The first film by Rainer Werner Fassbinder that I had the honor of viewing was Ali: Fear Eats the Soul. Ever since then, I have been under the spell of an unquenchable obsession—an obsession with the man I firmly believe to be the most important figure in latter twentieth century cinema. This obsession resulted in numerous sleepless nights, spent devouring film after film from his canon; I would rabidly seek the next hard-to-find entry, and when I finally did drift off to sleep, it was with a burning desire to converse about the images and ideas it exposed to me. Unfortunately, this was not always an easy task to fulfill: many viewers find it difficult to get past the “enfant terrible” aspect of Fassbinder’s demeanor, or the sometimes challenging nature of his films, and so many of the things which clung to me were impossible to communicate to the uninitiated. So I found my mind overwhelmed by passions and ideas—all of which I knew to be valid, but few of which I was able to translate in everyday language.

Enter Welt Am Draht (or World on a Wire, as it is known to English-speaking audiences): adapted from a sci-fi novel by Daniel F. Galouye, Fassbinder’s 1973 television miniseries is a recently rediscovered masterpiece. With a visual stylization that nods more than slightly in the direction of Stanley Kubrick’s 2001, Welt Am Draht is a comparably prescient depiction of a future society in which everything is a virtual facsimile of reality (or a “simulacron”), and nothing means much of anything—or vice versa, for that matter. Though definitely an anomaly when compared to the subject matter of a number of Fassbinder’s other films, this particular entry appears to me the ultimate and (perhaps) most accessible distillation of his theories on humanity and society.

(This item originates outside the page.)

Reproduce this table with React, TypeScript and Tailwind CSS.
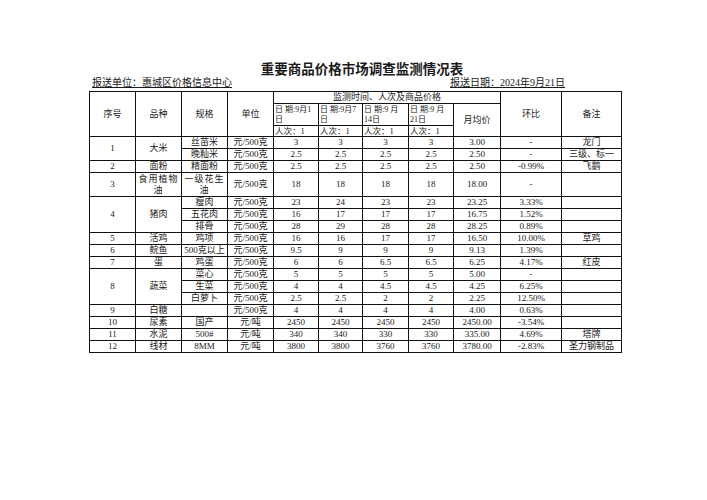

In Welt Am Draht, Fassbinder presents a world in which people have no genuine control over their own lives—because in the reality that underlines the film’s central caprice, they have no lives to speak of. They are all just ideas of an idea, empty frames upon an empty frame.

A concept that is pivotal to Fassbinder’s overwhelming body of work is the fallacy of individual sovereignty: in practically all of his films, Fassbinder paints his characters as humans responding to environmental and societal stressors, their actions shaped by the criticisms and expectations of the people surrounding them. With this in mind, the premise of Welt Am Draht can be seen as the ultimate extension of this ideology—a glimpse inside a future where everyone reacts to environmental stimuli and social controls that have no actual basis in reality (much like the world of social media, which we presently find ourselves buried beneath). In such a society, humans will struggle to find a place for archaic emotions such as love and friendship, and their occasional revelation to us will be as wild flowers in a desert landscape.

The album I have written and recorded under the moniker Dirty/Clean (titled Welt Am Draht) is, simply put, my love letter to Rainer Werner Fassbinder—a filmmaker who was also an avid music devotee, with a special fondness for Roxy Music, Kraftwerk, and Scott Walker. It is my attempt to communicate some of the passion his films have instilled within me, and it is directed towards anyone who might be willing to listen: consider it my attempt to plant a wild flower in this desert landscape. I only hope that it brings the listener a fraction of the joy, excitement, confusion, and affection that were inspired in me by this giant of modern cinema. Then, perhaps, the listener might be inspired to seek and find for him/herself the countless treasures that are hidden within the marvelous house of Rainer Werner Fassbinder.